The second major issue deals with alimony.  SC Code §20-3-130(C) sets out a list of factors that the family court judge must consider and weigh when determining whether to award alimony to one of the spouses in the case.  Subsection 10 of that section states that, “marital misconduct or fault of either or both parties, whether or not used as a basis for a divorce or separate maintenance decree if the misconduct affects or has affected the economic circumstances of the parties, or contributed to the breakup of the marriage[.]”  Adultery is considered marital misconduct and fault so it can be a factor weighed against you if your spouse is seeking alimony.
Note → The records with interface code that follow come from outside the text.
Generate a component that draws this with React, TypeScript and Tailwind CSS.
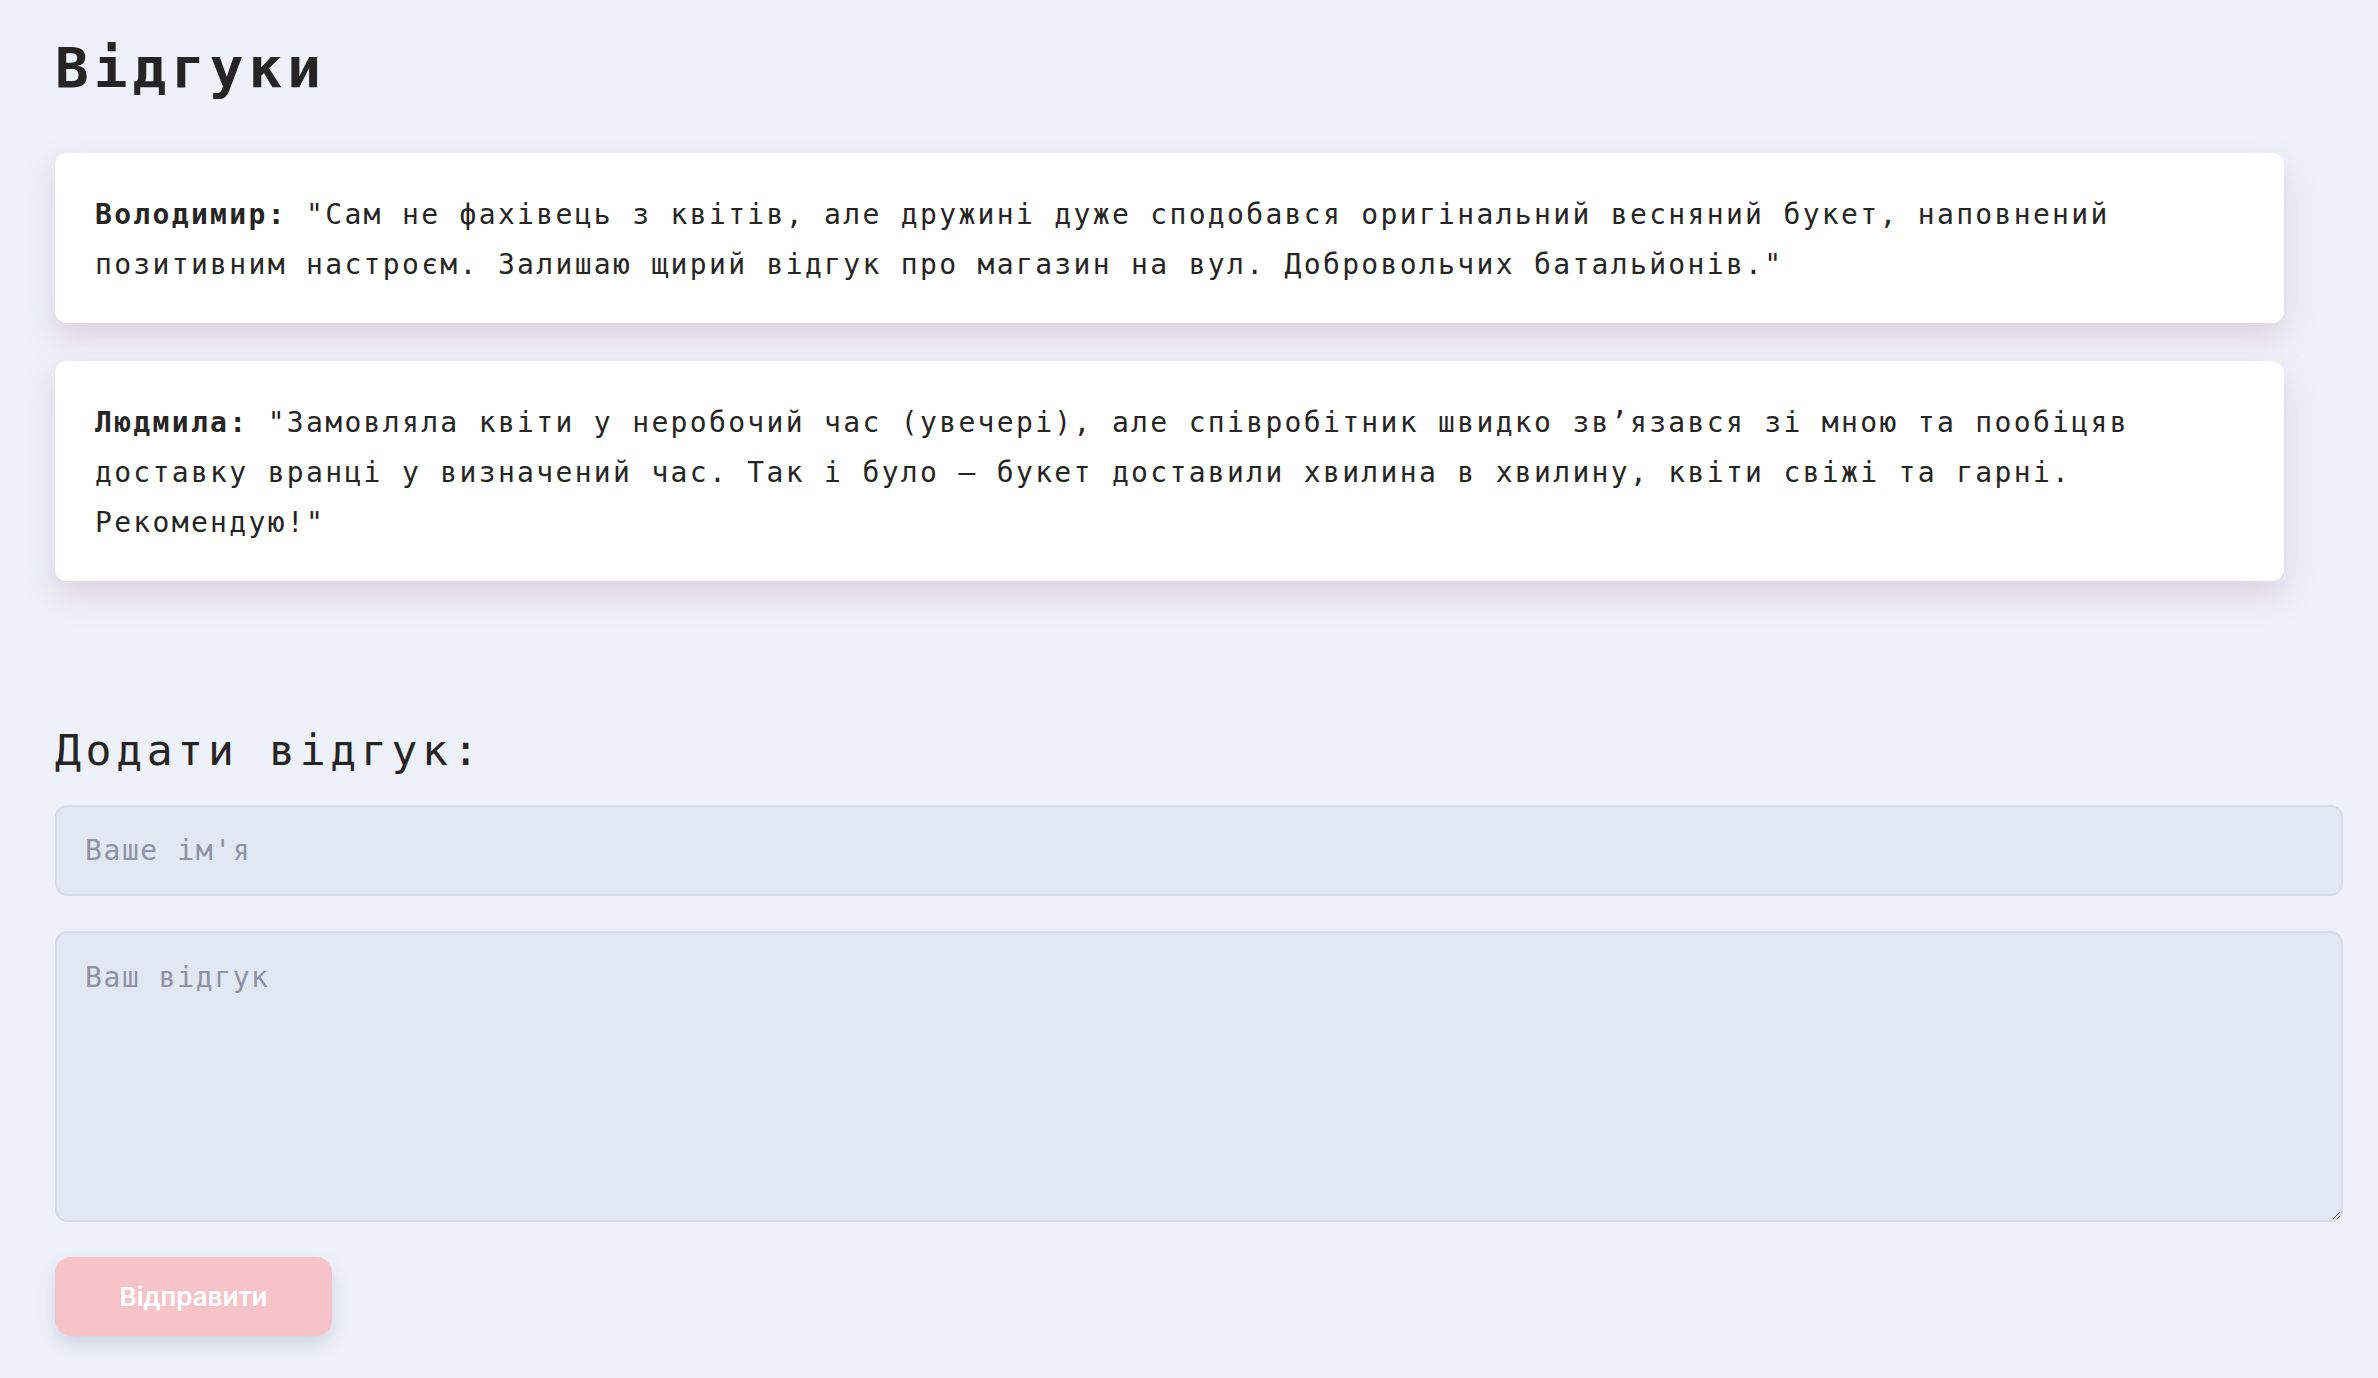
import React from "react";

const mono = "font-['DejaVu_Sans_Mono',monospace]";

export default function App() {
  return (
    <div className={`min-h-screen bg-[#eef1f9] pl-[55px] pr-[35px] pt-[36px] pb-[40px] text-[#262524] ${mono}`}>
      <h1 className="text-[56px] leading-[64px] font-bold tracking-[5px]">Відгуки</h1>

      <div className="mt-[53px] flex w-[2229px] flex-col gap-[38px]">
        <div className="rounded-[12px] bg-white px-[40px] pt-[37px] pb-[33px] shadow-[0_14px_30px_rgba(185,150,175,0.33)]">
          <p className="text-[28px] leading-[50px] tracking-[2.33px]">
            <span className="font-bold">Володимир:</span> "Сам не фахівець з квітів, але дружині дуже сподобався оригінальний весняний букет, наповнений позитивним настроєм. Залишаю щирий відгук про магазин на вул. Добровольчих батальйонів."
          </p>
        </div>
        <div className="rounded-[12px] bg-white px-[40px] pt-[37px] pb-[33px] shadow-[0_14px_30px_rgba(185,150,175,0.33)]">
          <p className="text-[28px] leading-[50px] tracking-[2.33px]">
            <span className="font-bold">Людмила:</span> "Замовляла квіти у неробочий час (увечері), але співробітник швидко зв’язався зі мною та пообіцяв доставку вранці у визначений час. Так і було — букет доставили хвилина в хвилину, квіти свіжі та гарні. Рекомендую!"
          </p>
        </div>
      </div>

      <h2 className="mt-[145px] text-[43px] leading-[48px] font-normal tracking-[4.7px]">Додати відгук:</h2>

      <div className="mt-[31px] flex w-[2288px] flex-col gap-[35px]">
        <input
          type="text"
          placeholder="Ваше ім'я"
          className={`h-[91px] w-full rounded-[12px] border-2 border-[#d6dcea] bg-[#e1e7f3] px-[28px] text-[28px] tracking-[1.6px] text-[#262524] placeholder:text-[#8f91a4] outline-none ${mono}`}
        />
        <textarea
          placeholder="Ваш відгук"
          className={`h-[291px] w-full rounded-[12px] border-2 border-[#d6dcea] bg-[#e1e7f3] px-[28px] pt-[24px] pb-[28px] text-[28px] tracking-[1.6px] text-[#262524] placeholder:text-[#8f91a4] outline-none ${mono}`}
        />
      </div>

      <button
        type="button"
        className="mt-[35px] flex h-[79px] w-[277px] items-center justify-center rounded-[16px] bg-[#f6c3c8] font-['Inter',sans-serif] text-[26px] font-semibold text-white shadow-[0_8px_16px_rgba(140,150,175,0.3)]"
      >
        Відправити
      </button>
    </div>
  );
}
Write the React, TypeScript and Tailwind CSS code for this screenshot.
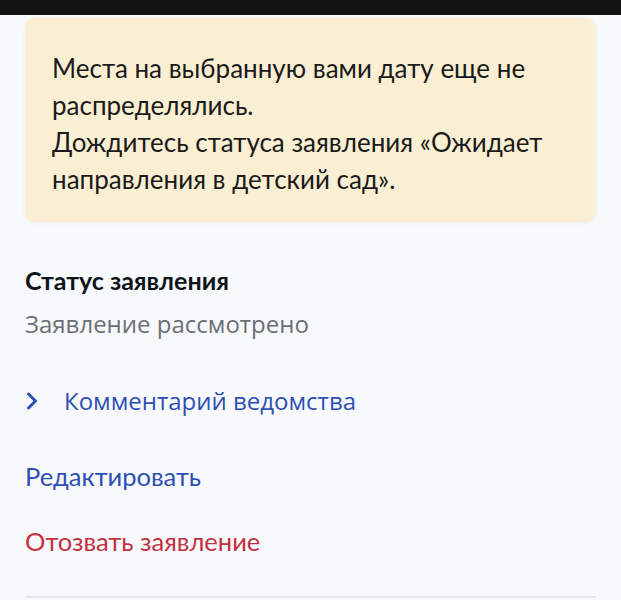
export default function App() {
  return (
    <div
      className="w-[621px] h-[600px] overflow-hidden bg-[#f8f9fc]"
      style={{ fontFamily: "Lato, 'Open Sans', sans-serif" }}
    >
      <div className="h-[15px] bg-[#141414]" />

      <div className="px-[25px]">
        <div className="mt-[3px] rounded-[10px] bg-[#fbefd3] px-[27px] pt-[32px] pb-[24px] shadow-[0_1px_4px_rgba(0,0,0,0.05)]">
          <p className="text-[26px] leading-[37px] text-[#1a1a1a]">
            Места на выбранную вами дату еще не распределялись.
            <br />
            Дождитесь статуса заявления «Ожидает направления в детский сад».
          </p>
        </div>

        <div className="mt-[43px]">
          <h2 className="text-[25px] leading-[30px] font-bold text-[#0f1419]">
            Статус заявления
          </h2>
          <p
            className="mt-[14px] text-[24px] leading-[30px] text-[#6b6f75]"
            style={{ fontFamily: "'Open Sans', sans-serif" }}
          >
            Заявление рассмотрено
          </p>
        </div>

        <button className="mt-[47px] flex items-center text-[#2e4fb4]">
          <svg width="12" height="18" viewBox="0 0 12 18" fill="none" className="ml-[1px]">
            <path
              d="M2.5 2 L9.5 9 L2.5 16"
              stroke="currentColor"
              strokeWidth="3"
              strokeLinecap="round"
              strokeLinejoin="round"
            />
          </svg>
          <span
            className="ml-[26px] text-[24px] leading-[30px]"
            style={{ fontFamily: "'Open Sans', sans-serif" }}
          >
            Комментарий ведомства
          </span>
        </button>

        <div className="mt-[45px] text-[25.5px] leading-[30px] text-[#2e4fb4]">
          Редактировать
        </div>

        <div className="mt-[35px] text-[25.5px] leading-[30px] text-[#c3303f]">
          Отозвать заявление
        </div>

        <div className="mt-[40px] h-[2px] bg-[#e3e5e9]" />
      </div>
    </div>
  );
}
On the other hand, if you are seeking alimony, you may barred from receiving alimony due to your adulterous relationship.  See SC Code §20-3-130(A), “No alimony may be awarded a spouse who commits adultery before the earliest of these two events: (1) the formal signing of a written property or marital settlement agreement or (2) entry of a permanent order of separate maintenance and support or of a permanent order approving a property or marital settlement agreement between the parties.”

3. Property/Debt Division

The third area to consider is the area of property and debt division.  SC Code §20-3-620(B)(2) states, “marital misconduct or fault of either or both parties, whether or not used as a basis for a divorce as such, if the misconduct affects or has affected the economic circumstances of the parties, or contributed to the breakup of the marriage; provided, that no evidence of personal conduct which would otherwise be relevant and material for purposes of this subsection shall be considered with regard to this subsection if such conduct shall have taken place subsequent to the happening of the earliest of:

(a) entry of a pendente lite order in a divorce or separate maintenance action;
(b) formal signing of a written property or marital settlement agreement; or
(c) entry of a permanent order of separate maintenance and support or of a permanent order approving a property or marital settlement agreement between the parties[.]”

So depending on when the adultery occurred and the impact on the financial or economic circumstances of the parties, there could be an adjustment made to the equitable apportionment of marital assets and debts.